15/12/2018

Macho desdentado


Dryopteris oligodonta (Desv.) Pic.-Serm.


A própria etimologia da palavra sugere que os fetos do género Dryopteris (que designamos por fetos-machos) só aparecem, ou aparecem preferencialmente, onde existem aquelas formações vegetais a que chamamos bosques. Um bosque é dominado por árvores de tamanho respeitável, enquanto que os matos são formados pos arbustos de crescimento rápido e igualmente rápida combustão. Contudo, mesmo tendo apenas em conta as espécies europeias, a ecologia destes fetos é de facto mais diversificada: nem sempre o bosque faz falta, e o mais importante parece ser um elevado grau de humidade ambiental — um requisito que, a latitudes mais meridionais, só os verdadeiros bosques costumam satisfazer. Nas Canárias e na Madeira, os bosques típicos mais bem formados são os da laurissilva, que (como o nome indica) é composta sobretudo por lauráceas, mas alberga também outras folhosas perenifólias. O carácter da floresta laurissilva nos dois arquipélagos é diferente: a da Madeira é muito mais húmida, com árvores de maior porte; nas Canárias, algumas urzes arbóreas integram-se no coberto vegetal quase em pé de igualdade com as lauráceas.

É por isso que os fetos-machos são na Madeira muito mais abundantes do que nas Canárias. Na primeira ocorrem quatro espécies (Dryopteris aemula, D. affinis, D. maderensis e D. aitoniana), todas elas fáceis de obsevar na laurissilva e às vezes também em plantações florestais. Nas Canárias estão igualmente assinaladas D. aemula e D. affinis (a primeira só em La Gomera, a segunda em La Gomera e Tenerife), a que se juntam duas espécies adicionais: D. guanchica (La Gomera, El Hierro e Tenerife) e D. oligodonta. Com excepção da última, todas estas espécies são muito raras no arquipélago.

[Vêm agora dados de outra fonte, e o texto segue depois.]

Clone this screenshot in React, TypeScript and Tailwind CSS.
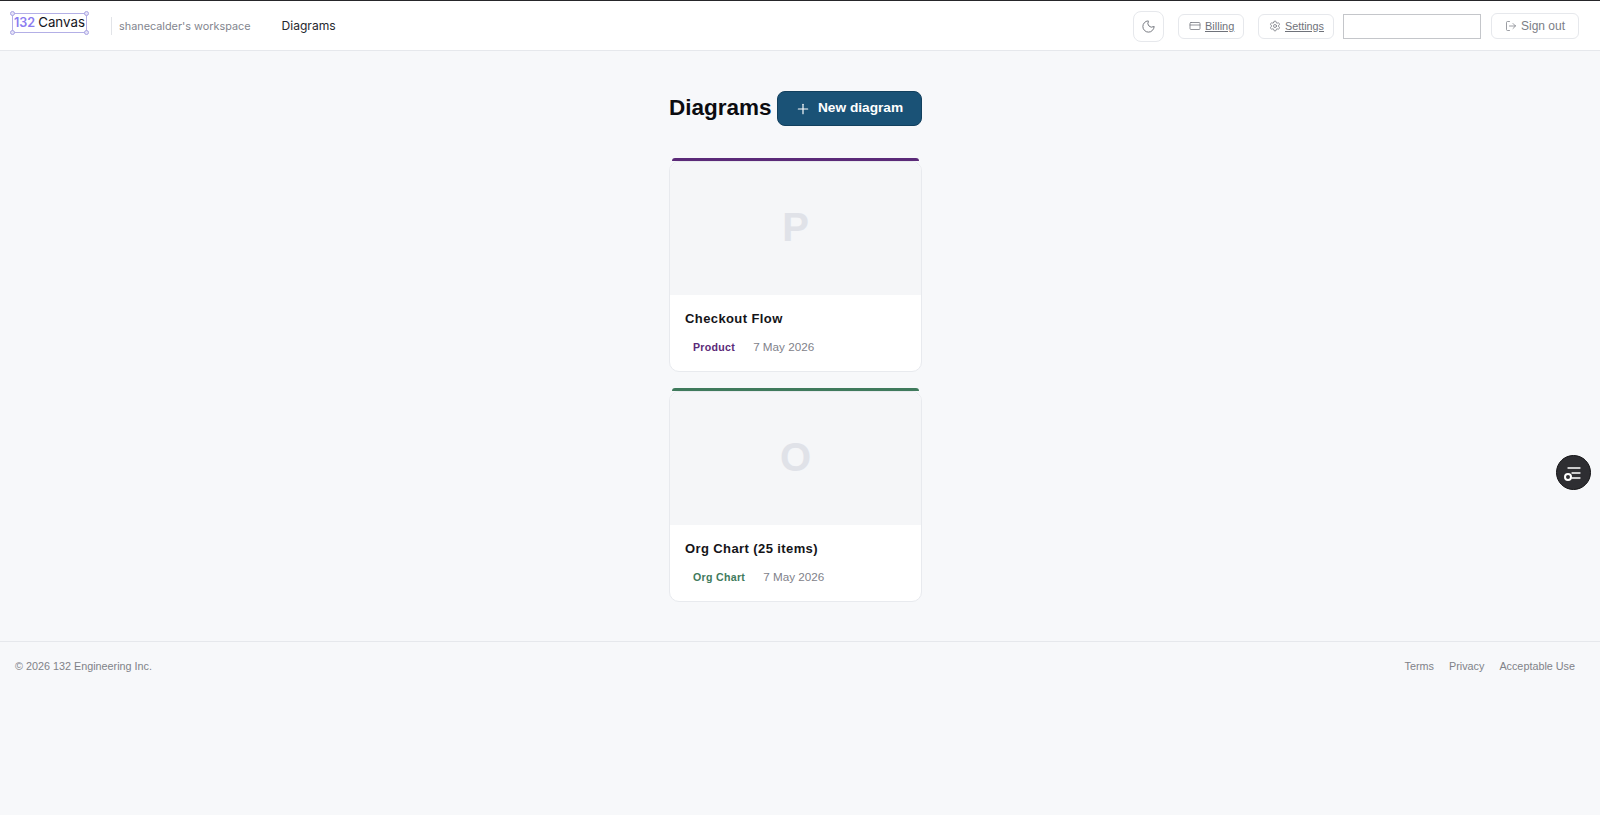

A D. oligodonta, por seu turno, é uma componente usual da laurissilva de Anaga, em Tenerife; e, a julgar pelos mapas de distribuição no portal Anthos, o mesmo deverá suceder na laurissilva das outras ilhas. Só não aparece nas duas ilhas mais áridas, Lanzarote e Fuerteventura, onde a própria laurissilva não teve condições para se instalar.

O feto-macho ilustrado nas fotos, Dryopteris oligodonta, é pois o único do seu género que o comum dos visitantes ao arquipélago encontrará. É um feto grande, com frondes três vezes divididas, dispostas em tufos, capazes de ultrapassar um metro de comprimento. D. affinis, por contraste, tem as frondes só duas vezes divididas (compare-se a última foto acima com esta); e D. guanchica e D. aemula, além de serem bem menores, têm as pínulas mais recortadas, com dentes muito mais pronunciados (veja-se aqui e aqui). O epíteto oligodonta anuncia precisamente que este feto-macho tem poucos dentes, o que é injusto face a congéneres seus mais desdentados.

Várias fontes garantem que Dryopteris oligodonta é um endemismo das Canárias, contrapondo outras que o mesmo feto existe nas ilhas cabo-verdianas de Santo Antão e do Fogo. Um estudo exaustivo recente [Jacobus P. Roux (2012), A revision of the fern genus Dryopteris (Dryopteridaceae) in sub-Saharan Africa, Phytotaxa 70] confirma a existência da planta em Cabo Verde, embora ela pareça estar agora confinada a Santo Antão, não tendo sido observada na ilha do Fogo desde 1934, ano em que lá foi colhida pela única vez.